Later that evening, Riley learned someone was shot on the dance floor at the
party he had skipped. He was shaken. At just 23 years of age, violence and
death were already becoming a recurring theme in his life. Within that same
year, his half-brother and best friend both had also been murdered.
The rhythm track Riley worked on that night was aggressive, ominous,
menacing. But it had no words, no title, and no melody.
The following Saturday he was on his way to Neverland Ranch to meet Michael
Jackson. Riley was nervous. Jackson had already tried out a handful of people
to replace legendary producer, Quincy Jones, including L.A. Reid, Babyface
and Bryan Loren. None stayed on.
Jackson had high hopes, however, for Teddy Riley, whose street-inflected New
Jack Swing style brilliantly fused jazz, gospel, R&B, and hip hop. Indeed,
perhaps its greatest achievement was in bridging the divide between R&B and
hip hop, a bridge, incidentally, that Jackson had been hoping to find since
working on Bad.
Jackson listened carefully to the tapes Riley brought with him and instantly
loved what he heard. The tracks used different chords than he was accustomed
to. The rhythms were fresh and edgy. The beats swung with velocity and hit
like sledgehammers.
Among several tracks Jackson listened to that day was the groove Riley worked
on the night of the party. Jackson had no idea about the context. "He knew
nothing about it," Riley says. "I never told him anything about it."

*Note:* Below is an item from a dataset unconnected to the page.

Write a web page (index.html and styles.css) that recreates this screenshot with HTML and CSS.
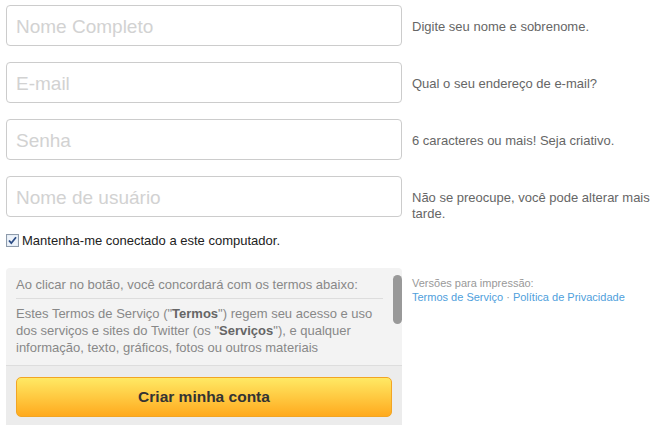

A couple of weeks later, however, Riley says he was shocked to learn
Jackson's title for the track: "Blood on the Dance Floor." Riley got goose
bumps. "It was like he prophesied that record. He felt its mood."
Over the subsequent months, Jackson and Riley began working feverishly on a
variety of tracks, sometimes separately, sometimes together at Larabee
Studios in Los Angeles. "I remember he came back with this melody, 'Blood on
the dance floor, blood on the dance floor.' I was like, 'Wow!' He came up
with these lyrics and harmonies. Then we just started building it up, layer
by layer."
teddy riley ap images.jpg Riley used a vintage drum machine (the MPC 3000)

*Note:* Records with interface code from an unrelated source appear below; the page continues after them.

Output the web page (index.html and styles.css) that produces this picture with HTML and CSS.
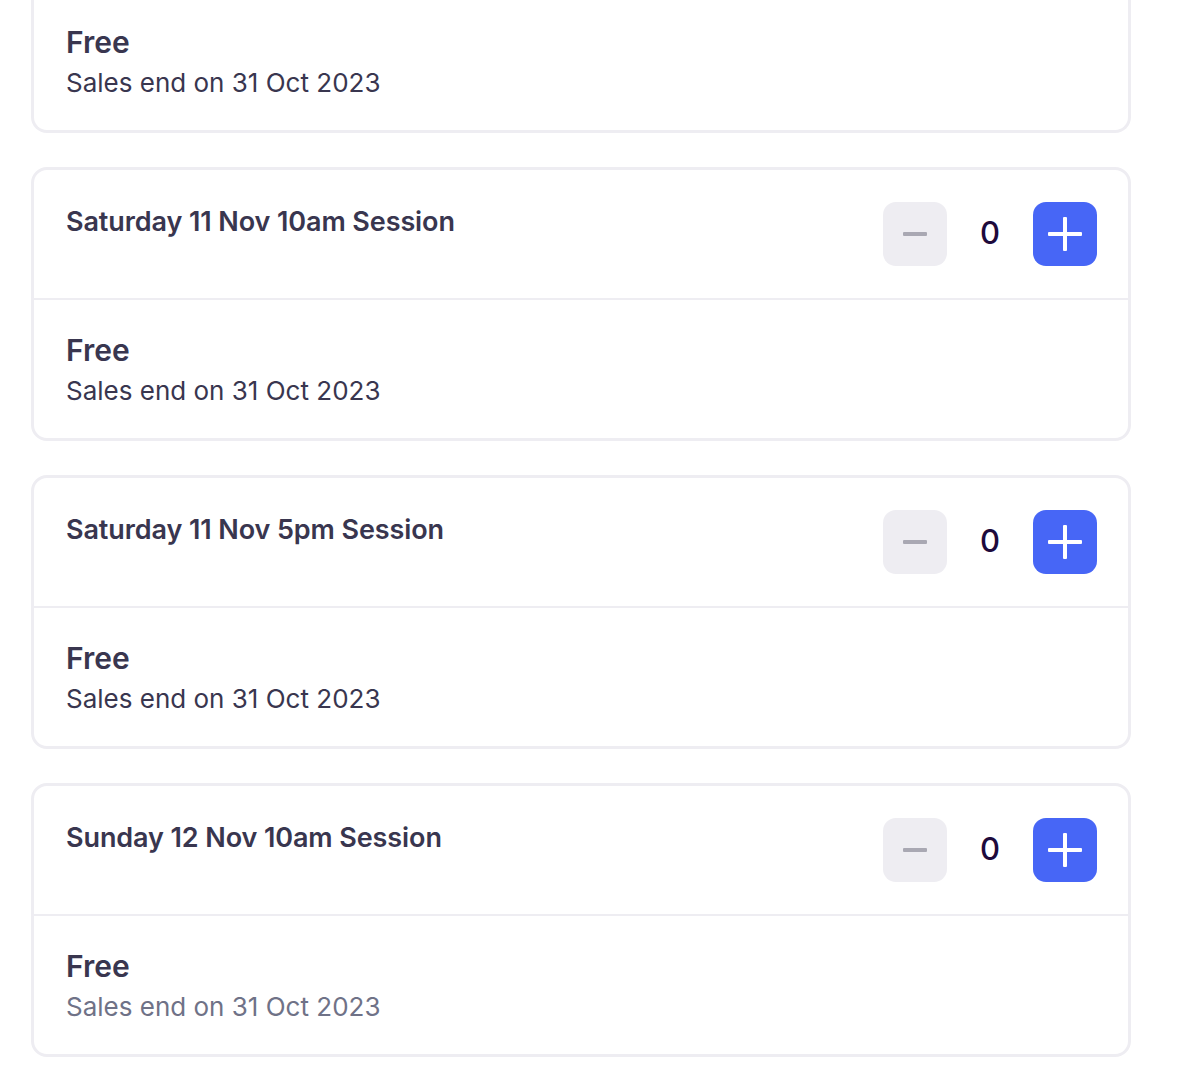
FILE: index.html
```html
<!DOCTYPE html>
<html lang="en">
<head>
    <meta charset="UTF-8">
    <meta name="viewport" content="width=device-width, initial-scale=1.0">
    <title>Tickets</title>
    <link rel="stylesheet" href="styles.css">
</head>
<body>

    <!-- Ticket list (scrolled, first card is only partly visible) -->
    <div class="ticket-list">

        <div class="ticket clipped">
            <div class="ticket-body">
                <p class="price">Free</p>
                <p class="sales-end">Sales end on 31 Oct 2023</p>
            </div>
        </div>

        <div class="ticket">
            <div class="ticket-header">
                <h3 class="ticket-name">Saturday 11 Nov 10am Session</h3>
                <div class="stepper">
                    <button class="step minus" aria-label="Remove ticket"><span class="bar"></span></button>
                    <span class="count">0</span>
                    <button class="step plus" aria-label="Add ticket"><span class="bar"></span><span class="bar vertical"></span></button>
                </div>
            </div>
            <div class="ticket-body">
                <p class="price">Free</p>
                <p class="sales-end">Sales end on 31 Oct 2023</p>
            </div>
        </div>

        <div class="ticket">
            <div class="ticket-header">
                <h3 class="ticket-name">Saturday 11 Nov 5pm Session</h3>
                <div class="stepper">
                    <button class="step minus" aria-label="Remove ticket"><span class="bar"></span></button>
                    <span class="count">0</span>
                    <button class="step plus" aria-label="Add ticket"><span class="bar"></span><span class="bar vertical"></span></button>
                </div>
            </div>
            <div class="ticket-body">
                <p class="price">Free</p>
                <p class="sales-end">Sales end on 31 Oct 2023</p>
            </div>
        </div>

        <div class="ticket">
            <div class="ticket-header">
                <h3 class="ticket-name">Sunday 12 Nov 10am Session</h3>
                <div class="stepper">
                    <button class="step minus" aria-label="Remove ticket"><span class="bar"></span></button>
                    <span class="count">0</span>
                    <button class="step plus" aria-label="Add ticket"><span class="bar"></span><span class="bar vertical"></span></button>
                </div>
            </div>
            <div class="ticket-body">
                <p class="price">Free</p>
                <p class="sales-end faded">Sales end on 31 Oct 2023</p>
            </div>
        </div>

    </div>

</body>
</html>
```

FILE: styles.css
```css
/* Reset margins and padding */
* {
    margin: 0;
    padding: 0;
    box-sizing: border-box;
}

body {
    font-family: Inter, "Noto Sans", Arial, sans-serif;
    background-color: #fff;
    color: #39364f;
    height: 100vh;
    overflow: hidden;
}

/* List of ticket cards */
.ticket-list {
    display: flex;
    flex-direction: column;
    gap: 34px;
    width: 1100px;
    margin-left: 31px;
}

.ticket {
    border: 3px solid #eeedf2;
    border-radius: 16px;
    background-color: #fff;
}

/* First card is scrolled past the top of the page */
.ticket.clipped {
    border-top: none;
    border-top-left-radius: 0;
    border-top-right-radius: 0;
    margin-top: -8px;
}

/* Header: name on the left, quantity stepper on the right */
.ticket-header {
    display: flex;
    justify-content: space-between;
    align-items: flex-start;
    padding: 32px 31px 32px 32px;
    border-bottom: 2px solid #eeedf2;
}

.ticket-name {
    font-size: 27px;
    font-weight: 600;
    line-height: 40px;
    letter-spacing: -0.1px;
    color: #39364f;
}

.stepper {
    display: flex;
    align-items: center;
}

.step {
    width: 64px;
    height: 64px;
    border: none;
    border-radius: 13px;
    display: flex;
    align-items: center;
    justify-content: center;
    position: relative;
    cursor: pointer;
}

.step.minus {
    background-color: #eeedf2;
}

.step.plus {
    background-color: #4766f6;
}

.step .bar {
    display: block;
    height: 4px;
    border-radius: 1px;
}

.step.minus .bar {
    width: 24px;
    background-color: #a9a8b3;
}

.step.plus .bar {
    width: 34px;
    background-color: #fff;
}

/* vertical stroke of the plus sits over the horizontal one */
.step.plus .bar.vertical {
    position: absolute;
    width: 4px;
    height: 34px;
}

.count {
    width: 86px;
    padding-bottom: 4px;
    text-align: center;
    font-size: 31px;
    font-weight: 500;
    color: #1e0a3c;
}

/* Body: price and sales end date */
.ticket-body {
    padding: 32px 32px 28px;
}

.price {
    font-size: 30px;
    font-weight: 600;
    line-height: 36px;
    color: #39364f;
}

.sales-end {
    margin-top: 4px;
    font-size: 26px;
    line-height: 38px;
    color: #39364f;
}

.sales-end.faded {
    color: #6f7287;
}
```
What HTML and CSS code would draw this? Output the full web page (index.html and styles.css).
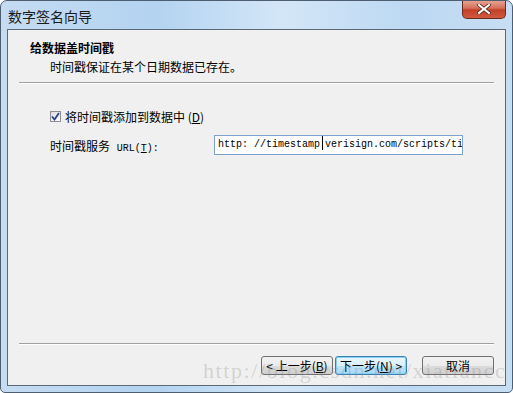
FILE: index.html
```html
<!DOCTYPE html>
<html lang="zh-CN">
<head>
  <meta charset="UTF-8">
  <title>数字签名向导</title>
  <link rel="stylesheet" href="styles.css">
</head>
<body>

  <div class="window">
    <div class="titlebar">
      <span class="caption">数字签名向导</span>
      <div class="close">
        <svg width="14" height="10" viewBox="0 0 14 10">
          <path d="M2 1 L12 9 M12 1 L2 9" stroke="#5a2a20" stroke-width="3.6" stroke-linecap="square"/>
          <path d="M2 1 L12 9 M12 1 L2 9" stroke="#ffffff" stroke-width="2" stroke-linecap="square"/>
        </svg>
      </div>
    </div>

    <div class="client">
      <div class="header">
        <div class="head-title">给数据盖时间戳</div>
        <div class="head-sub">时间戳保证在某个日期数据已存在。</div>
      </div>
      <div class="rule"></div>

      <div class="content">
        <label class="check-row">
          <span class="checkbox">
            <svg width="9" height="9" viewBox="0 0 9 9">
              <path d="M1 4.5 L3.5 7.5 L8 1" fill="none" stroke="#2a3f8c" stroke-width="1.8"/>
            </svg>
          </span>
          <span>将时间戳添加到数据中 (<u>D</u>)</span>
        </label>

        <div class="url-row">
          <span class="url-label">时间戳服务 <span class="latin">URL(<u>T</u>):</span></span>
          <div class="url-input">http: //timestamp<span class="caret"></span>verisign.com/scripts/ti</div>
        </div>
      </div>

      <div class="rule"></div>

      <div class="buttons">
        <button class="btn">&lt; 上一步(<u>B</u>)</button>
        <button class="btn btn-default">下一步(<u>N</u>) &gt;</button>
        <button class="btn btn-cancel">取消</button>
      </div>
    </div>

    <div class="watermark">http://blog.csdn.net/xiatiancc</div>
  </div>

</body>
</html>
```

FILE: styles.css
```css
body {
  margin: 0;
  padding: 0;
  background: #ffffff;
  font-family: "Noto Sans CJK SC", "Liberation Sans", sans-serif;
  font-size: 12px;
  color: #000000;
}

.window {
  position: relative;
  width: 513px;
  height: 393px;
  box-sizing: border-box;
  border: 1px solid #4d5e70;
  border-radius: 7px 7px 5px 5px;
  background: linear-gradient(to right, #c5dcf2 0%, #b3d3f1 30%, #d3e6f7 55%, #bcd8f2 80%, #c7def3 100%);
  display: flex;
  flex-direction: column;
  overflow: hidden;
}

.titlebar {
  height: 28px;
  display: flex;
  justify-content: space-between;
  align-items: flex-start;
}

.caption {
  margin: 6px 0 0 7px;
  font-size: 14px;
  line-height: 18px;
  color: #1a1a1a;
}

.close {
  width: 44px;
  height: 19px;
  margin-right: 6px;
  margin-top: -1px;
  box-sizing: border-box;
  border: 1px solid #6a2a22;
  border-top: none;
  border-radius: 0 0 5px 5px;
  background: linear-gradient(to bottom, #e8a898 0%, #d6715c 45%, #c2402a 55%, #cf5a3e 100%);
  display: flex;
  align-items: center;
  justify-content: center;
}

.client {
  flex: 1;
  margin: 0 6px 6px 6px;
  border: 1px solid #5b6876;
  background: #f0f0f0;
  display: flex;
  flex-direction: column;
}

.header {
  padding: 11px 0 0 22px;
  height: 41px;
}

.head-title {
  font-weight: bold;
  line-height: 14px;
}

.head-sub {
  margin-top: 5px;
  padding-left: 20px;
  line-height: 14px;
}

.rule {
  margin: 0 11px;
  height: 1px;
  background: #a0a0a0;
  border-bottom: 1px solid #ffffff;
}

.content {
  flex: 1;
  padding: 25px 0 0 42px;
}

.check-row {
  display: flex;
  align-items: center;
  gap: 4px;
  height: 14px;
}

.checkbox {
  width: 11px;
  height: 11px;
  box-sizing: border-box;
  border: 1px solid #8e8f8f;
  background: linear-gradient(135deg, #dcdcdc, #ffffff);
  display: flex;
  align-items: center;
  justify-content: center;
}

.url-row {
  display: flex;
  align-items: center;
  margin-top: 12px;
}

.url-label {
  width: 164px;
}

.latin {
  margin-left: 4px;
  font-family: "Liberation Mono", monospace;
  font-size: 10px;
}

.url-input {
  width: 249px;
  height: 20px;
  box-sizing: border-box;
  border: 1px solid #7da2ce;
  background: #ffffff;
  padding-left: 3px;
  font-family: "Liberation Mono", monospace;
  font-size: 10px;
  line-height: 18px;
  white-space: nowrap;
  overflow: hidden;
}

.caret {
  display: inline-block;
  width: 1px;
  height: 14px;
  background: #000000;
  margin: 0 2px;
  vertical-align: -3px;
}

.buttons {
  height: 40px;
  display: flex;
  justify-content: flex-end;
  align-items: center;
  gap: 2px;
  padding-right: 11px;
}

.btn {
  width: 72px;
  height: 19px;
  padding: 0;
  border: 1px solid #707070;
  border-radius: 3px;
  background: linear-gradient(to bottom, #f2f2f2 0%, #ebebeb 50%, #dddddd 51%, #cfcfcf 100%);
  font-family: "Noto Sans CJK SC", sans-serif;
  font-size: 12px;
  line-height: 15px;
  color: #000000;
}

.btn-default {
  border-color: #3c7fb1;
  background: linear-gradient(to bottom, #eaf6fd 0%, #d9f0fc 50%, #bee6fd 51%, #a7d9f5 100%);
  box-shadow: inset 0 0 0 1px #8ad1f5;
}

.btn-cancel {
  margin-left: 13px;
}

.watermark {
  position: absolute;
  left: 202px;
  top: 357px;
  font-family: "Liberation Serif", serif;
  font-size: 22px;
  letter-spacing: 1.6px;
  color: rgba(140, 140, 140, 0.3);
  pointer-events: none;
}
```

for the beat. The snare was compressed to make it pop ("I want it dry and in
your face," Jackson used to say). It was a sound they used throughout the
Dangerous album. "Listen to 'Remember the Time,'" Riley says. "It's very
similar."
Ultimately, however, "Blood on the Dance Floor" didn't end up making it onto
Dangerous. "It wasn't quite finished," Riley says. "There were still some
vocal parts missing. Michael loved the song, but he would listen to it and
say, 'I like what you did here, but we still need this here.' He was a
perfectionist."
As the Dangerous sessions continued, other tracks began to take priority,
including "Remember the Time" and "In the Closet." Jackson wouldn't resume
work on "Blood" until nearly seven years later. It was now January of 1997.
Jackson was in the midst of his HIStory World Tour, and had decided to visit
Montreux, Switzerland during a break between the first and second leg
(according to news reports, while there he also tried to purchase the home of
his longtime idol, Charlie Chaplin).
Here, at Mountain Studio, Jackson went to work on the old demo. "We took
Teddy's DAT (Digital Audio Tape) and worked it over with a four-man crew,"

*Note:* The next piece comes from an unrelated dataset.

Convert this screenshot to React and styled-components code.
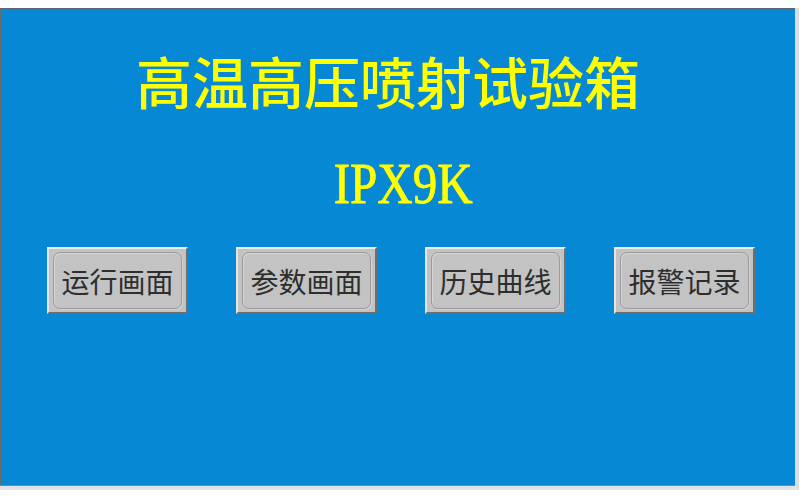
import React from 'react'
import styled, { createGlobalStyle } from 'styled-components'

const GlobalStyle = createGlobalStyle`
    html, body {
        margin: 0;
        padding: 0;
        background: #ffffff;
    }
    body {
        font-family: "Noto Sans CJK SC", "Noto Sans", sans-serif;
    }
`

const buttons = ['运行画面', '参数画面', '历史曲线', '报警记录']

function App() {
    return (
        <>
            <GlobalStyle />
            <Page>
                <Frame>
                    <Panel>
                        <Title>高温高压喷射试验箱</Title>
                        <Model>IPX9K</Model>
                        <ButtonRow>
                            {buttons.map(label => (
                                <NavButton key={label}>
                                    <NavFace>{label}</NavFace>
                                </NavButton>
                            ))}
                        </ButtonRow>
                    </Panel>
                </Frame>
            </Page>
        </>
    )
}

export default App

const Page = styled.div`
    width: 800px;
    height: 500px;
    padding-top: 8px;
    box-sizing: border-box;
    overflow: hidden;
`

const Frame = styled.div`
    width: 799px;
    border-right: 4px solid #dcdde3;
    border-bottom: 4px solid #e2e3e8;
    box-sizing: border-box;
`

const Panel = styled.div`
    height: 478px;
    background: #0688d4;
    border-top: 1px solid #5a6470;
    border-left: 1px solid #6a6a6a;
    border-bottom: 1px solid #3a9be0;
    box-sizing: border-box;
    display: flex;
    flex-direction: column;
`

const Title = styled.div`
    margin-top: 43px;
    padding-right: 20px;
    text-align: center;
    font-family: "Noto Sans CJK SC", sans-serif;
    font-weight: 500;
    font-size: 56px;
    line-height: 56px;
    color: #ffff00;
`

const Model = styled.div`
    margin-top: 47px;
    padding-left: 12px;
    text-align: center;
    font-family: "Liberation Serif", serif;
    font-size: 57px;
    line-height: 57px;
    color: #ffff00;
    -webkit-text-stroke: 0.8px #ffff00;
    transform: scaleX(0.86);
`

const ButtonRow = styled.div`
    margin-top: 35px;
    padding-left: 46px;
    display: flex;
    gap: 48px;
`

const NavButton = styled.div`
    width: 141px;
    height: 67px;
    box-sizing: border-box;
    background: #c3c3c3;
    border-top: 2px solid #ececec;
    border-left: 2px solid #e4e4e4;
    border-right: 2px solid #6e6e6e;
    border-bottom: 2px solid #6e6e6e;
    padding: 3px 4px;
    display: flex;
`

const NavFace = styled.div`
    flex: 1;
    border: 1px solid #9a9a9a;
    border-radius: 7px;
    box-shadow: inset 1px 1px 0 #d6d6d6, 1px 1px 0 #d4d4d4;
    display: flex;
    align-items: center;
    justify-content: center;
    font-family: "Noto Sans CJK SC", sans-serif;
    font-size: 28px;
    color: #2e2e2e;
`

recalls musician, Brad Buxer. The completed multi-track, engineered, and
mixed by Mick Guzauski, was modeled very closely on the last version Jackson
and Riley recorded.
"When I heard it finished, I wished I could've been the one to [complete
it]," Riley says. "But Michael knows what he wants, and he was happy with it."
It was, in some ways, an unusual dance song. Like "Billie Jean," its subject
matter was dark and disturbing (in this case, a narrative about being stabbed
in the back in the place he least suspected--the dance floor). Jackson's
clipped, raspy vocals evoke a sense of foreboding, as the electro-industrial
canvas conjures a modern urban setting. Still, the song feels anything but
bleak. The beat cracks out of the speakers like a whip and the hook is
irresistible.
Jackson told Riley he believed the song was going to be a "smash." "He
explained it like this: A hit is a song that stays on the charts for a week
or two. A smash is a song that stays up there for six weeks," Riley says. "He
felt 'Blood on the Dance Floor' was a 'smash.'"
"Blood on the Dance Floor" was released on March 21, 1997. Strangely, the
song wasn't even promoted as a single in the U.S. Riley says Jackson didn't
mind in this case. "He figured people in America would find it if they really
wanted it. He wasn't worried about it." Globally, however, the song thrived,
reaching the Top Ten in 15 countries and hitting No. 1 in three (including
the U.K.). It also proved ripe for remixes and received frequent play in
clubs and dance routines. Left off Jackson's two major studio albums that
decade, "Blood" ironically became one of Jackson's most durable rhythm tracks
of the '90s.
Fifteen years later, what makes the song unique? I ask Riley. "It was just a
direct, aggressive sound for Michael. He always pushed for something
stronger. But what was really amazing was how he pre-meditated the energy of
the song. He knew what it was about even before I told him what happened that
night. I've never witnessed anything or anyone as powerful as Michael."